=== RECORDED INFORMATION ===

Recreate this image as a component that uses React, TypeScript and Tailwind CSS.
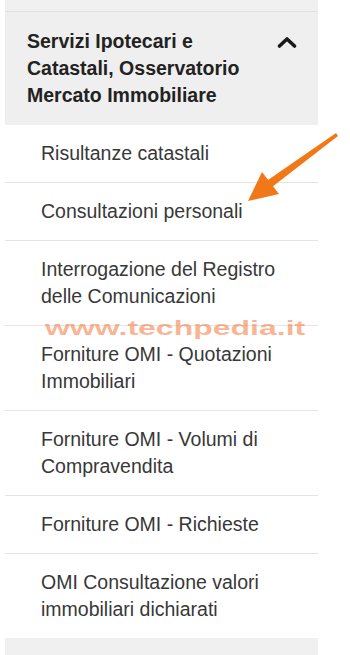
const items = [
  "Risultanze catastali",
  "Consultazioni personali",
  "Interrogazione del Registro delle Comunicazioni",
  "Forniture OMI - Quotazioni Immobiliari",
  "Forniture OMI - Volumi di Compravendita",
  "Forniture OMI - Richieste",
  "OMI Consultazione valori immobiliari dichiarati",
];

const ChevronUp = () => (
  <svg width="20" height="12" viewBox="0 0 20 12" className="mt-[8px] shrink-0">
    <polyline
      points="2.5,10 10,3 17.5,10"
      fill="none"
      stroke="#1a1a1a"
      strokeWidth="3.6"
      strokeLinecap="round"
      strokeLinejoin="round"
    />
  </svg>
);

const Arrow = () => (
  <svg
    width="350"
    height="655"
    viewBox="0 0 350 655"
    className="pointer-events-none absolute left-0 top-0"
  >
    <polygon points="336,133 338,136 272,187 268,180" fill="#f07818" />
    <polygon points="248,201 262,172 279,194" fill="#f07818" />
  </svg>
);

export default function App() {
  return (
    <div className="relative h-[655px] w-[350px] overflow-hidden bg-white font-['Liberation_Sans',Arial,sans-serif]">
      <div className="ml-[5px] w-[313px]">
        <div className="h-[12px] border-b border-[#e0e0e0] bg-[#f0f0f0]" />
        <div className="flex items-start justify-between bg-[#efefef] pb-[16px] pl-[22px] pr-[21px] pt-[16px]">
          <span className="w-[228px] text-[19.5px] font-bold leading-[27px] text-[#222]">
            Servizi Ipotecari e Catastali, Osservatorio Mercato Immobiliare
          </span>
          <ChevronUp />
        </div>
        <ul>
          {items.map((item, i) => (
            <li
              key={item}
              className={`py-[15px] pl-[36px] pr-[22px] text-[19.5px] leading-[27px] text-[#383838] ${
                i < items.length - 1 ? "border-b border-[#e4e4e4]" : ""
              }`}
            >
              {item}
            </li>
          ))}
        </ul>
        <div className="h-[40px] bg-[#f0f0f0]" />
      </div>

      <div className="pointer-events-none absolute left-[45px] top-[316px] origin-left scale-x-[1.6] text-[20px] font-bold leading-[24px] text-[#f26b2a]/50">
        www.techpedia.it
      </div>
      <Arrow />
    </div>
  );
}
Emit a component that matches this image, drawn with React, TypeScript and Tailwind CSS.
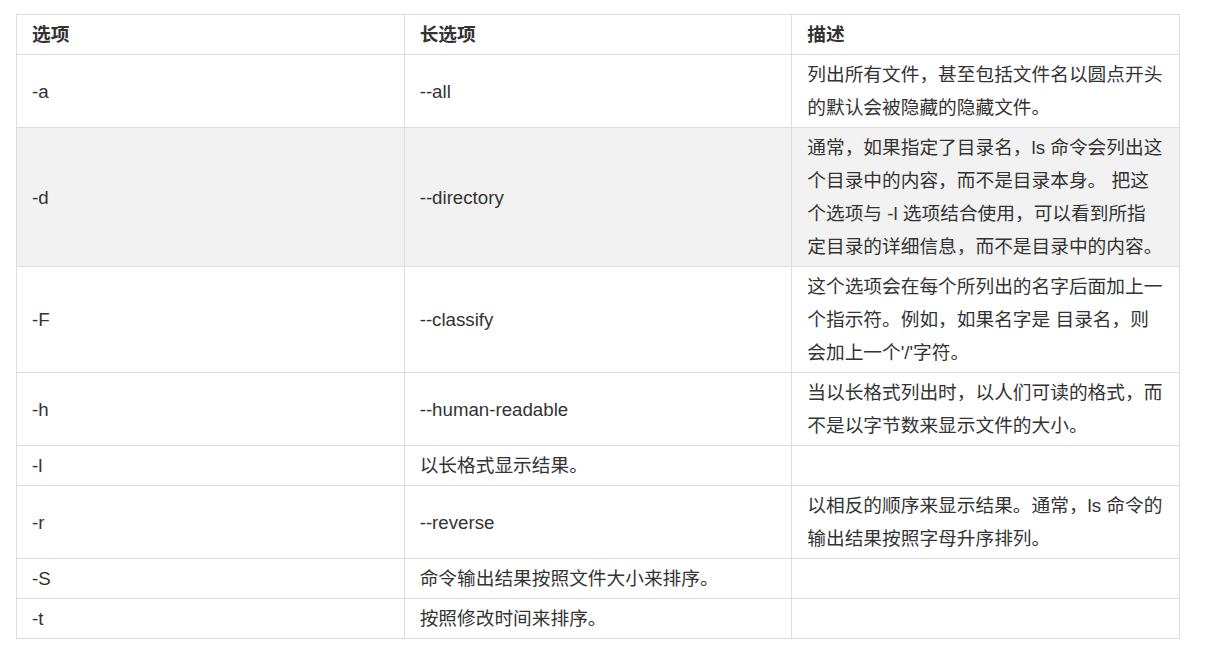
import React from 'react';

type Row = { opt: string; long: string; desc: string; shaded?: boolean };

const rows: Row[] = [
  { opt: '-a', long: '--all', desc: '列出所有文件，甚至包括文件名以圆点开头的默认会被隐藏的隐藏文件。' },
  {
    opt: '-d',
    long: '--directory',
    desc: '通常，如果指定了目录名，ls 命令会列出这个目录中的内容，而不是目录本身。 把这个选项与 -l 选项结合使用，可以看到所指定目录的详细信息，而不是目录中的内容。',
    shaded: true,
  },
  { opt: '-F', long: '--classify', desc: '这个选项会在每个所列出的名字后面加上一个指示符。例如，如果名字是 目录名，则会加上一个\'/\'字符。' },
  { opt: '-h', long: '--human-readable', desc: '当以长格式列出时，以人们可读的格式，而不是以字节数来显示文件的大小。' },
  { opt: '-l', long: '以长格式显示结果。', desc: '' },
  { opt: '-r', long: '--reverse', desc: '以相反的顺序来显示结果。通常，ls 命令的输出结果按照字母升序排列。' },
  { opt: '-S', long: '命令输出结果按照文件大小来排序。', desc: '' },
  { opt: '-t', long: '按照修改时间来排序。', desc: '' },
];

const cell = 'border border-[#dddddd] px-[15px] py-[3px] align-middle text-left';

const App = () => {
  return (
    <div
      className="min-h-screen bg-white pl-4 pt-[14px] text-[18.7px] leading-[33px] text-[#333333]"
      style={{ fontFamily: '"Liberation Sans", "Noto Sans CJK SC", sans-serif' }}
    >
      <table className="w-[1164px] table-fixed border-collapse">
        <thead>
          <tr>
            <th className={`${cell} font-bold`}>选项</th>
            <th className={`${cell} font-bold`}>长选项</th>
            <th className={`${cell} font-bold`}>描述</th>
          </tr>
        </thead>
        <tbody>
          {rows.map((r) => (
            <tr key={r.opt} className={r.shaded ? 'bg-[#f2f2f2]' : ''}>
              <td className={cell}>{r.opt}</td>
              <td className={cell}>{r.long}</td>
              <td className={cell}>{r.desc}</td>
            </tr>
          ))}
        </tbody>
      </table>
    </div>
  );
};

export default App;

=== EXERCISE ===
Write out the listing word for word, omitting the pictures it holds.

=== SOLUTION TO THIS PROBLEM ===
Recreate this image as a component that uses React, TypeScript and Tailwind CSS.
const items = [
  "Risultanze catastali",
  "Consultazioni personali",
  "Interrogazione del Registro delle Comunicazioni",
  "Forniture OMI - Quotazioni Immobiliari",
  "Forniture OMI - Volumi di Compravendita",
  "Forniture OMI - Richieste",
  "OMI Consultazione valori immobiliari dichiarati",
];

const ChevronUp = () => (
  <svg width="20" height="12" viewBox="0 0 20 12" className="mt-[8px] shrink-0">
    <polyline
      points="2.5,10 10,3 17.5,10"
      fill="none"
      stroke="#1a1a1a"
      strokeWidth="3.6"
      strokeLinecap="round"
      strokeLinejoin="round"
    />
  </svg>
);

const Arrow = () => (
  <svg
    width="350"
    height="655"
    viewBox="0 0 350 655"
    className="pointer-events-none absolute left-0 top-0"
  >
    <polygon points="336,133 338,136 272,187 268,180" fill="#f07818" />
    <polygon points="248,201 262,172 279,194" fill="#f07818" />
  </svg>
);

export default function App() {
  return (
    <div className="relative h-[655px] w-[350px] overflow-hidden bg-white font-['Liberation_Sans',Arial,sans-serif]">
      <div className="ml-[5px] w-[313px]">
        <div className="h-[12px] border-b border-[#e0e0e0] bg-[#f0f0f0]" />
        <div className="flex items-start justify-between bg-[#efefef] pb-[16px] pl-[22px] pr-[21px] pt-[16px]">
          <span className="w-[228px] text-[19.5px] font-bold leading-[27px] text-[#222]">
            Servizi Ipotecari e Catastali, Osservatorio Mercato Immobiliare
          </span>
          <ChevronUp />
        </div>
        <ul>
          {items.map((item, i) => (
            <li
              key={item}
              className={`py-[15px] pl-[36px] pr-[22px] text-[19.5px] leading-[27px] text-[#383838] ${
                i < items.length - 1 ? "border-b border-[#e4e4e4]" : ""
              }`}
            >
              {item}
            </li>
          ))}
        </ul>
        <div className="h-[40px] bg-[#f0f0f0]" />
      </div>

      <div className="pointer-events-none absolute left-[45px] top-[316px] origin-left scale-x-[1.6] text-[20px] font-bold leading-[24px] text-[#f26b2a]/50">
        www.techpedia.it
      </div>
      <Arrow />
    </div>
  );
}
Emit a component that matches this image, drawn with React, TypeScript and Tailwind CSS.
import React from 'react';

type Row = { opt: string; long: string; desc: string; shaded?: boolean };

const rows: Row[] = [
  { opt: '-a', long: '--all', desc: '列出所有文件，甚至包括文件名以圆点开头的默认会被隐藏的隐藏文件。' },
  {
    opt: '-d',
    long: '--directory',
    desc: '通常，如果指定了目录名，ls 命令会列出这个目录中的内容，而不是目录本身。 把这个选项与 -l 选项结合使用，可以看到所指定目录的详细信息，而不是目录中的内容。',
    shaded: true,
  },
  { opt: '-F', long: '--classify', desc: '这个选项会在每个所列出的名字后面加上一个指示符。例如，如果名字是 目录名，则会加上一个\'/\'字符。' },
  { opt: '-h', long: '--human-readable', desc: '当以长格式列出时，以人们可读的格式，而不是以字节数来显示文件的大小。' },
  { opt: '-l', long: '以长格式显示结果。', desc: '' },
  { opt: '-r', long: '--reverse', desc: '以相反的顺序来显示结果。通常，ls 命令的输出结果按照字母升序排列。' },
  { opt: '-S', long: '命令输出结果按照文件大小来排序。', desc: '' },
  { opt: '-t', long: '按照修改时间来排序。', desc: '' },
];

const cell = 'border border-[#dddddd] px-[15px] py-[3px] align-middle text-left';

const App = () => {
  return (
    <div
      className="min-h-screen bg-white pl-4 pt-[14px] text-[18.7px] leading-[33px] text-[#333333]"
      style={{ fontFamily: '"Liberation Sans", "Noto Sans CJK SC", sans-serif' }}
    >
      <table className="w-[1164px] table-fixed border-collapse">
        <thead>
          <tr>
            <th className={`${cell} font-bold`}>选项</th>
            <th className={`${cell} font-bold`}>长选项</th>
            <th className={`${cell} font-bold`}>描述</th>
          </tr>
        </thead>
        <tbody>
          {rows.map((r) => (
            <tr key={r.opt} className={r.shaded ? 'bg-[#f2f2f2]' : ''}>
              <td className={cell}>{r.opt}</td>
              <td className={cell}>{r.long}</td>
              <td className={cell}>{r.desc}</td>
            </tr>
          ))}
        </tbody>
      </table>
    </div>
  );
};

export default App;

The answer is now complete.